== Saved entries ==
┌──

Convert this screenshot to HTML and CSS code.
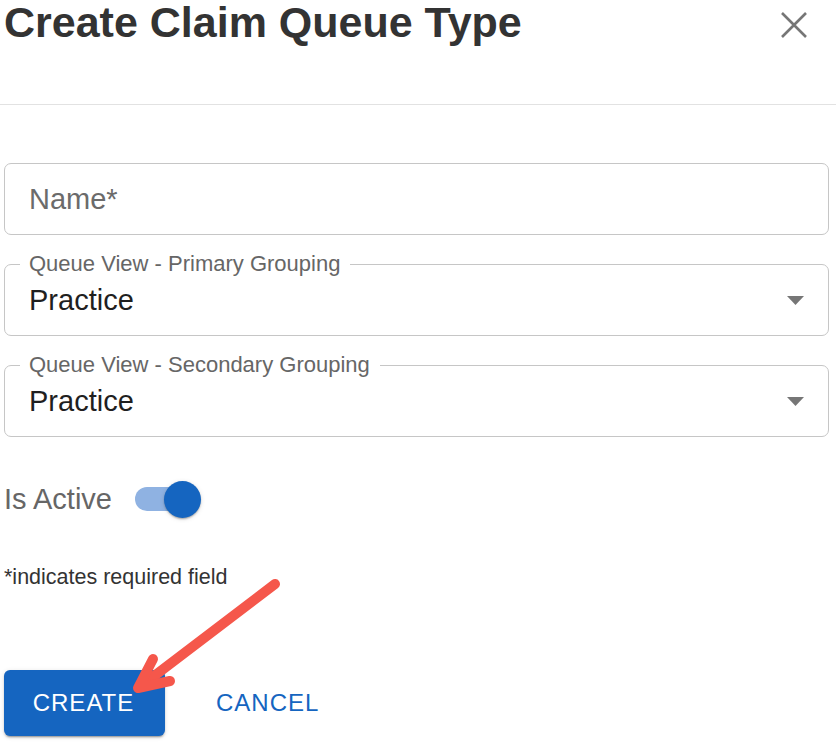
FILE: index.html
```html
<!DOCTYPE html>
<html>
<head>
<meta charset="utf-8">
<link rel="stylesheet" href="styles.css">
</head>
<body>
<div class="dialog">
  <header class="head">
    <h1 class="title">Create Claim Queue Type</h1>
    <button class="close" aria-label="close">
      <svg width="26" height="26" viewBox="0 0 26 26"><path d="M1 1L25 25M25 1L1 25" stroke="#767676" stroke-width="2.6" fill="none"/></svg>
    </button>
  </header>
  <form class="form">
    <div class="field">
      <span class="placeholder">Name*</span>
    </div>
    <div class="field select">
      <span class="legend">Queue View - Primary Grouping</span>
      <span class="value">Practice</span>
      <svg class="caret" width="17" height="9" viewBox="0 0 17 9"><path d="M0 0H17L8.5 9Z" fill="#767676"/></svg>
    </div>
    <div class="field select">
      <span class="legend">Queue View - Secondary Grouping</span>
      <span class="value">Practice</span>
      <svg class="caret" width="17" height="9" viewBox="0 0 17 9"><path d="M0 0H17L8.5 9Z" fill="#767676"/></svg>
    </div>
    <div class="active-row">
      <span class="active-label">Is Active</span>
      <span class="switch"><span class="track"></span><span class="thumb"></span></span>
    </div>
    <p class="required">*indicates required field</p>
    <div class="actions">
      <button type="button" class="btn primary">CREATE</button>
      <button type="button" class="btn text">CANCEL</button>
    </div>
  </form>
</div>
<svg class="arrow" width="836" height="748" viewBox="0 0 836 748">
  <g stroke="#f5574b" stroke-width="10" stroke-linecap="round" stroke-linejoin="round" fill="none">
    <path d="M275 584L141 686"/>
    <path d="M153 659L138 688L170 681"/>
  </g>
</svg>
</body>
</html>
```
FILE: styles.css
```css
html, body {
  margin: 0;
  padding: 0;
  background: #fff;
}
body {
  font-family: "Liberation Sans", Arial, sans-serif;
  width: 836px;
  height: 748px;
  overflow: hidden;
  position: relative;
}
.dialog {
  padding: 0 7px 0 4px;
}
.head {
  height: 104px;
  display: flex;
  align-items: flex-start;
  justify-content: space-between;
  border-bottom: 1px solid #e2e2e2;
  margin: 0 -7px 0 -4px;
  padding: 0 0 0 4px;
}
.title {
  margin: 0;
  font-size: 43px;
  line-height: 45px;
  font-weight: 700;
  color: #333;
}
.close {
  border: 0;
  background: none;
  padding: 0;
  margin: 12px 29px 0 0;
  width: 26px;
  height: 26px;
  display: flex;
}
.form {
  padding-top: 58px;
  display: flex;
  flex-direction: column;
}
.field {
  position: relative;
  box-sizing: border-box;
  height: 72px;
  border: 1px solid #c6c6c6;
  border-radius: 7px;
  display: flex;
  align-items: center;
  padding-left: 24px;
  margin-bottom: 29px;
}
.placeholder {
  font-size: 29px;
  color: #6b6b6b;
}
.value {
  font-size: 29px;
  color: #1f1f1f;
}
.legend {
  position: absolute;
  left: 15px;
  top: -14px;
  background: #fff;
  padding: 0 10px 0 9px;
  font-size: 22px;
  line-height: 25px;
  color: #666;
}
.caret {
  position: absolute;
  right: 24px;
  top: 31px;
}
.active-row {
  display: flex;
  align-items: center;
  height: 68px;
  margin-top: -1px;
}
.active-label {
  font-size: 29px;
  color: #666;
}
.switch {
  position: relative;
  width: 68px;
  height: 38px;
  margin-left: 23px;
  display: inline-block;
}
.track {
  position: absolute;
  left: 0;
  top: 7px;
  width: 61px;
  height: 24px;
  border-radius: 12px;
  background: #8fb2e2;
}
.thumb {
  position: absolute;
  left: 29px;
  top: 1px;
  width: 37px;
  height: 37px;
  border-radius: 50%;
  background: #1565c0;
  box-shadow: 0 2px 2px -1px rgba(0,0,0,0.2), 0 1px 2px rgba(0,0,0,0.14), 0 1px 5px rgba(0,0,0,0.12);
}
.required {
  margin: 32px 0 0;
  font-size: 21.5px;
  line-height: 24px;
  color: #333;
}
.actions {
  display: flex;
  align-items: center;
  gap: 51px;
  margin-top: 81px;
}
.btn {
  font-family: "Liberation Sans", Arial, sans-serif;
  font-size: 24px;
  letter-spacing: 1px;
  border: 0;
  background: none;
  padding: 0;
  cursor: pointer;
}
.btn.primary {
  width: 161px;
  height: 66px;
  border-radius: 6px;
  background: #1565c0;
  color: #fff;
  padding-right: 2px;
  box-shadow: 0 3px 1px -2px rgba(0,0,0,0.2), 0 2px 2px rgba(0,0,0,0.14), 0 1px 5px rgba(0,0,0,0.12);
}
.btn.text {
  color: #1565c0;
  height: 66px;
}
.arrow {
  position: absolute;
  left: 0;
  top: 0;
  pointer-events: none;
}
```
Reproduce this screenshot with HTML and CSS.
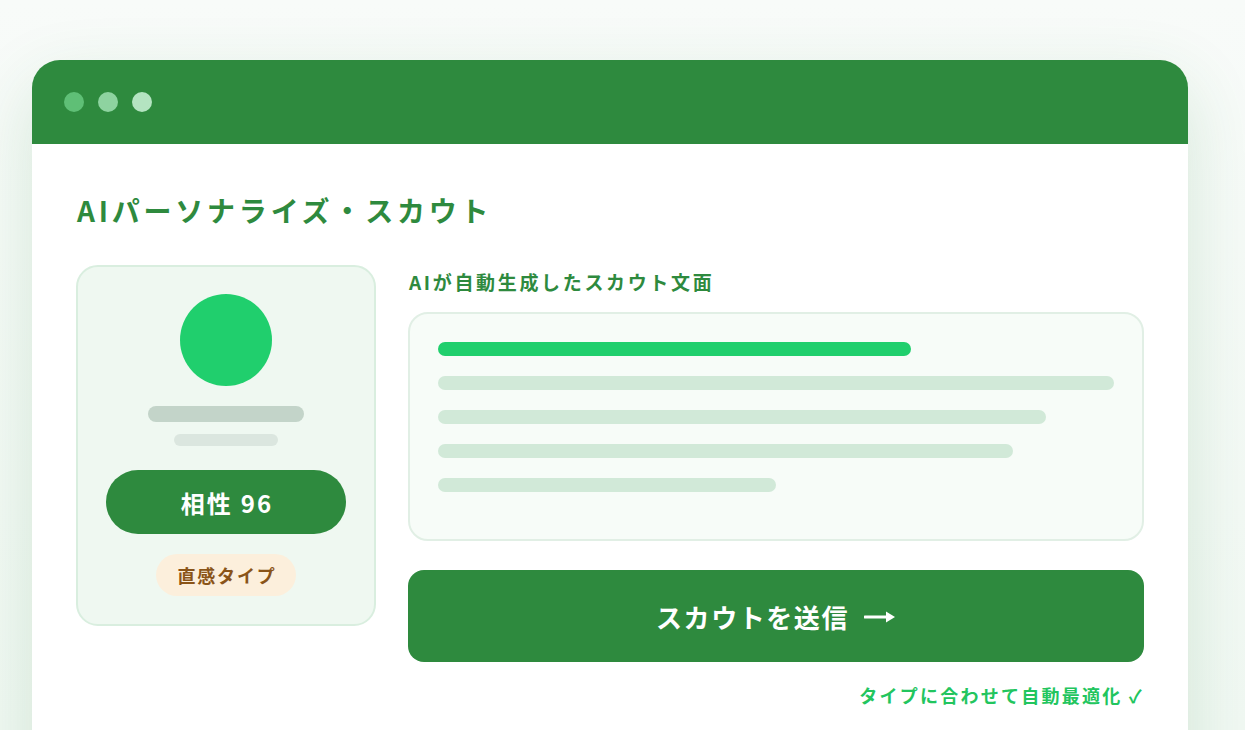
FILE: index.html
```html
<!DOCTYPE html>
<html lang="ja">
<head>
<meta charset="utf-8">
<title>AIパーソナライズ・スカウト</title>
<link rel="stylesheet" href="styles.css">
</head>
<body>
<div class="page">
  <div class="window">
    <div class="titlebar">
      <span class="dot d1"></span>
      <span class="dot d2"></span>
      <span class="dot d3"></span>
    </div>
    <div class="content">
      <h1 class="title">AIパーソナライズ・スカウト</h1>
      <div class="main">
        <div class="profile">
          <div class="avatar"></div>
          <div class="bar name"></div>
          <div class="bar sub"></div>
          <div class="score">相性 96</div>
          <div class="tag">直感タイプ</div>
        </div>
        <div class="right">
          <div class="label">AIが自動生成したスカウト文面</div>
          <div class="textbox">
            <div class="line accent" style="width:70%"></div>
            <div class="line" style="width:100%"></div>
            <div class="line" style="width:90%"></div>
            <div class="line" style="width:85%"></div>
            <div class="line" style="width:50%"></div>
          </div>
          <button class="send"><span class="send-text">スカウトを送信</span><svg class="arrow" width="32" height="14" viewBox="0 0 32 14"><path d="M1 7 H24" stroke="#ffffff" stroke-width="3" stroke-linecap="round"/><path d="M22 1.5 L31 7 L22 12.5 Z" fill="#ffffff"/></svg></button>
          <div class="note">タイプに合わせて自動最適化 ✓</div>
        </div>
      </div>
    </div>
  </div>
</div>
</body>
</html>
```

FILE: styles.css
```css
* { box-sizing: border-box; }
html, body { margin: 0; padding: 0; }
body {
  width: 1245px;
  height: 730px;
  overflow: hidden;
  background: linear-gradient(180deg, #f8fbf9 0%, #f1f8f3 100%);
  font-family: "Noto Sans CJK JP", "Noto Sans", sans-serif;
}
.page {
  padding: 60px 0 0 32px;
}
.window {
  width: 1156px;
  height: 760px;
  background: #ffffff;
  border-radius: 28px 28px 0 0;
  overflow: hidden;
  box-shadow: 0 24px 70px rgba(46, 139, 62, 0.16);
}
.titlebar {
  height: 84px;
  background: #2e8a3e;
  display: flex;
  align-items: center;
  gap: 14px;
  padding-left: 32px;
}
.dot {
  width: 20px;
  height: 20px;
  border-radius: 50%;
}
.d1 { background: #5fbf76; }
.d2 { background: #8ed3a0; }
.d3 { background: #b4e4c1; }
.content {
  padding: 46px 44px 0 44px;
}
.title {
  margin: 0;
  font-size: 28px;
  line-height: 40px;
  font-weight: 700;
  letter-spacing: 0.135em;
  color: #2e8a3e;
  padding-left: 1px;
}
.main {
  display: flex;
  gap: 32px;
  margin-top: 35px;
}
.profile {
  width: 300px;
  height: 361px;
  background: #eff8f1;
  border: 2px solid #d9eedf;
  border-radius: 22px;
  display: flex;
  flex-direction: column;
  align-items: center;
  padding-top: 27px;
}
.avatar {
  width: 92px;
  height: 92px;
  border-radius: 50%;
  background: #20cf6d;
}
.bar { border-radius: 8px; }
.name {
  width: 156px;
  height: 16px;
  background: #c3d4c9;
  margin-top: 20px;
}
.sub {
  width: 104px;
  height: 12px;
  background: #dbe6df;
  margin-top: 12px;
}
.score {
  width: 240px;
  height: 64px;
  margin-top: 24px;
  border-radius: 32px;
  background: #2e8a3e;
  color: #ffffff;
  font-size: 24px;
  font-weight: 700;
  letter-spacing: 0.09em;
  display: flex;
  align-items: center;
  justify-content: center;
  padding-left: 2px;
}
.tag {
  width: 140px;
  height: 42px;
  margin-top: 20px;
  border-radius: 21px;
  background: #fcefdc;
  color: #8a5418;
  font-size: 18px;
  font-weight: 700;
  letter-spacing: 0.1em;
  display: flex;
  align-items: center;
  justify-content: center;
  padding-left: 2px;
}
.right {
  flex: 1;
  display: flex;
  flex-direction: column;
}
.label {
  font-size: 19px;
  line-height: 26px;
  font-weight: 700;
  letter-spacing: 0.14em;
  color: #2e8a3e;
  margin-top: 4px;
  padding-left: 1px;
}
.textbox {
  margin-top: 17px;
  height: 229px;
  background: #f7fcf8;
  border: 2px solid #e1efe5;
  border-radius: 20px;
  padding: 28px 28px 0 28px;
  display: flex;
  flex-direction: column;
  gap: 20px;
}
.line {
  height: 14px;
  border-radius: 7px;
  background: #d1e9d8;
}
.line.accent { background: #20cf6d; }
.send {
  margin-top: 29px;
  height: 92px;
  border: none;
  border-radius: 16px;
  background: #2e8a3e;
  color: #ffffff;
  font-family: inherit;
  font-size: 26px;
  font-weight: 700;
  display: flex;
  align-items: center;
  justify-content: center;
  gap: 15px;
  padding: 0;
}
.send-text {
  letter-spacing: 0.06em;
}
.arrow {
  display: block;
  margin-top: 2px;
}
.note {
  margin-top: 20px;
  text-align: right;
  font-size: 18px;
  font-weight: 700;
  letter-spacing: 0.125em;
  color: #22c55e;
  line-height: 26px;
}
```
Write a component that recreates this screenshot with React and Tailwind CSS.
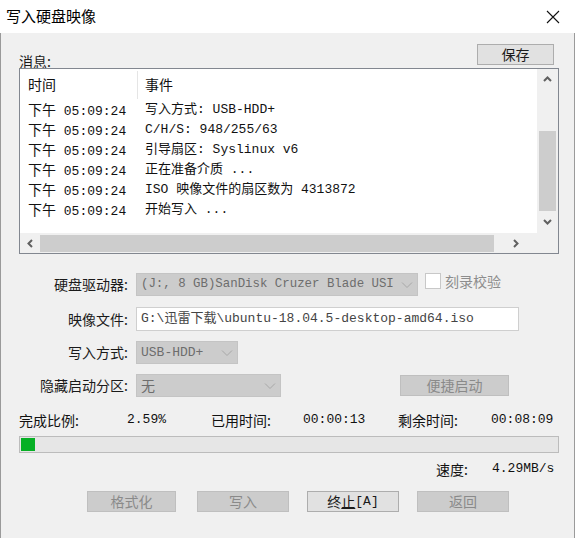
import React from "react";

const cjk = { fontFamily: '"Microsoft YaHei", "Noto Sans CJK SC", sans-serif' };
const mono = { fontFamily: '"SimSun", "Liberation Mono", "Noto Sans CJK SC", monospace' };

const logs = [
    ["05:09:24", "写入方式: USB-HDD+"],
    ["05:09:24", "C/H/S: 948/255/63"],
    ["05:09:24", "引导扇区: Syslinux v6"],
    ["05:09:24", "正在准备介质 ..."],
    ["05:09:24", "ISO 映像文件的扇区数为 4313872"],
    ["05:09:24", "开始写入 ..."],
];

const Chevron = ({ dir, className = "" }) => {
    const paths = {
        up: "M2 7 L5.5 3.5 L9 7",
        down: "M2 4 L5.5 7.5 L9 4",
        left: "M7 2 L3.5 5.5 L7 9",
        right: "M4 2 L7.5 5.5 L4 9",
    };
    return (
        <svg width="11" height="11" viewBox="0 0 11 11" className={className}>
            <path d={paths[dir]} fill="none" stroke="#606060" strokeWidth="2" />
        </svg>
    );
};

const SelectArrow = () => (
    <svg width="12" height="8" viewBox="0 0 12 8" className="shrink-0">
        <path d="M1 1.5 L6 6.5 L11 1.5" fill="none" stroke="#a8a8a8" strokeWidth="1" />
    </svg>
);

function Label({ children }) {
    return <div className="w-[110px] text-right text-[14px] text-[#1a1a1a] pr-[1px]" style={cjk}>{children}</div>;
}

function DisabledSelect({ width, children, font, size = "text-[13px]" }) {
    return (
        <div className={`${width} h-full flex items-center justify-between gap-[4px] bg-[#cccccc] border border-[#c4c4c4] pl-[4px] pr-[4px] ${size} text-[#6d6d6d]`} style={font}>
            <span className="whitespace-nowrap">{children}</span>
            <SelectArrow />
        </div>
    );
}

function Btn({ children, disabled, className = "" }) {
    return (
        <div className={`h-[21px] flex items-center justify-center text-[14px] border ${disabled ? "bg-[#cccccc] border-[#bfbfbf] text-[#8a8a8a]" : "bg-[#e1e1e1] border-[#adadad] text-[#1a1a1a]"} ${className}`} style={cjk}>
            {children}
        </div>
    );
}

export default function App() {
    return (
        <div className="w-[575px] h-[538px] flex flex-col bg-white overflow-hidden">
            <div className="h-[33px] flex items-center justify-between pl-[6px] pr-[15px] bg-white">
                <span className="text-[15px] text-black" style={cjk}>写入硬盘映像</span>
                <svg width="14" height="14" viewBox="0 0 14 14">
                    <path d="M1 1 L13 13 M13 1 L1 13" stroke="#111" strokeWidth="1.1" />
                </svg>
            </div>

            <div className="flex-1 bg-[#f0f0f0] border-x border-[#9a9a9a] pl-[18px] flex flex-col">
                <div className="flex items-end h-[34px] pt-[11px]">
                    <span className="text-[14px] text-[#1a1a1a] leading-[16px] mb-[-2px]" style={cjk}>消息:</span>
                    <Btn className="w-[77px] ml-auto mr-[20px] self-start">保存</Btn>
                </div>

                <div className="mt-[1px] w-[540px] h-[186px] border border-[#828790] bg-white grid grid-cols-[517px_21px] grid-rows-[164px_20px]">
                    <div className="text-[13px] text-[#111]">
                        <div className="h-[31px] flex items-center">
                            <span className="w-[117px] pl-[8px] text-[14px]" style={cjk}>时间</span>
                            <div className="w-px h-[28px] bg-[#e5e5e5]" />
                            <span className="pl-[7px] text-[14px]" style={cjk}>事件</span>
                        </div>
                        {logs.map(([t, e], i) => (
                            <div key={i} className="h-[20px] flex items-center whitespace-nowrap">
                                <span className="w-[125px] pl-[8px]" style={mono}>
                                    <span className="text-[14px]" style={cjk}>下午</span> {t}
                                </span>
                                <span style={mono}>{e}</span>
                            </div>
                        ))}
                    </div>
                    <div className="bg-[#f0f0f0] flex flex-col items-center">
                        <div className="h-[20px] flex items-center"><Chevron dir="up" /></div>
                        <div className="h-[42px]" />
                        <div className="w-[17px] h-[80px] bg-[#cdcdcd]" />
                        <div className="h-[20px] flex items-center"><Chevron dir="down" /></div>
                    </div>
                    <div className="bg-[#f0f0f0] flex items-center">
                        <div className="w-[20px] flex justify-center"><Chevron dir="left" /></div>
                        <div className="w-[454px] h-[17px] bg-[#cdcdcd]" />
                        <div className="flex-1 flex justify-center"><Chevron dir="right" /></div>
                    </div>
                    <div className="bg-[#f0f0f0]" />
                </div>

                <div className="mt-[19px] h-[23px] flex items-center">
                    <Label>硬盘驱动器:</Label>
                    <div className="ml-[7px] h-full">
                        <DisabledSelect width="w-[282px]" font={mono} size="text-[12.4px]">(J:, 8 GB)SanDisk Cruzer Blade USI</DisabledSelect>
                    </div>
                    <div className="ml-[7px] self-start w-[16px] h-[16px] border border-[#c8c8c8] bg-white" />
                    <span className="ml-[4px] text-[14px] text-[#8d8d8d] self-start mt-[-2px]" style={cjk}>刻录校验</span>
                </div>

                <div className="mt-[11px] h-[24px] flex items-center">
                    <Label>映像文件:</Label>
                    <div className="ml-[7px] w-[383px] h-full bg-white border border-[#cfcfcf] flex items-center pl-[4px] text-[13px] text-[#444] whitespace-nowrap" style={mono}>
                        G:\迅雷下载\ubuntu-18.04.5-desktop-amd64.iso
                    </div>
                </div>

                <div className="mt-[10px] h-[23px] flex items-center">
                    <Label>写入方式:</Label>
                    <div className="ml-[7px] h-full">
                        <DisabledSelect width="w-[102px]" font={mono}>USB-HDD+</DisabledSelect>
                    </div>
                </div>

                <div className="mt-[10px] h-[23px] flex items-center">
                    <Label>隐藏启动分区:</Label>
                    <div className="ml-[7px] h-full">
                        <DisabledSelect width="w-[145px]" font={cjk}><span className="text-[14px]">无</span></DisabledSelect>
                    </div>
                    <Btn disabled className="ml-[119px] w-[109px]">便捷启动</Btn>
                </div>

                <div className="mt-[14px] h-[18px] flex items-center text-[13px] text-[#111] whitespace-nowrap">
                    <span className="w-[108px] text-[14px]" style={cjk}>完成比例:</span>
                    <span className="w-[84px]" style={mono}>2.59%</span>
                    <span className="w-[92px] text-[14px]" style={cjk}>已用时间:</span>
                    <span className="w-[95px]" style={mono}>00:00:13</span>
                    <span className="w-[93px] text-[14px]" style={cjk}>剩余时间:</span>
                    <span style={mono}>00:08:09</span>
                </div>

                <div className="mt-[7px] w-[540px] h-[17px] bg-[#e6e6e6] border border-[#bcbcbc] p-[1px]">
                    <div className="h-full bg-[#06b025]" style={{ width: "2.59%" }} />
                </div>

                <div className="mt-[7px] h-[18px] flex items-center text-[13px] text-[#111] whitespace-nowrap">
                    <span className="ml-[417px] w-[56px] text-[14px]" style={cjk}>速度:</span>
                    <span style={mono}>4.29MB/s</span>
                </div>

                <div className="mt-[13px] flex items-center pl-[68px]">
                    <Btn disabled className="w-[89px]">格式化</Btn>
                    <Btn disabled className="ml-[21px] w-[92px]">写入</Btn>
                    <Btn className="ml-[18px] w-[92px]"><span>终<span className="underline">止</span></span><span style={mono} className="text-[13px]">[A]</span></Btn>
                    <Btn disabled className="ml-[18px] w-[92px]">返回</Btn>
                </div>
            </div>
        </div>
    );
}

└──

== Brief ==
Identify and copy all lines with the word "screenshot".

== Answer in full ==
Convert this screenshot to HTML and CSS code.
Reproduce this screenshot with HTML and CSS.
Write a component that recreates this screenshot with React and Tailwind CSS.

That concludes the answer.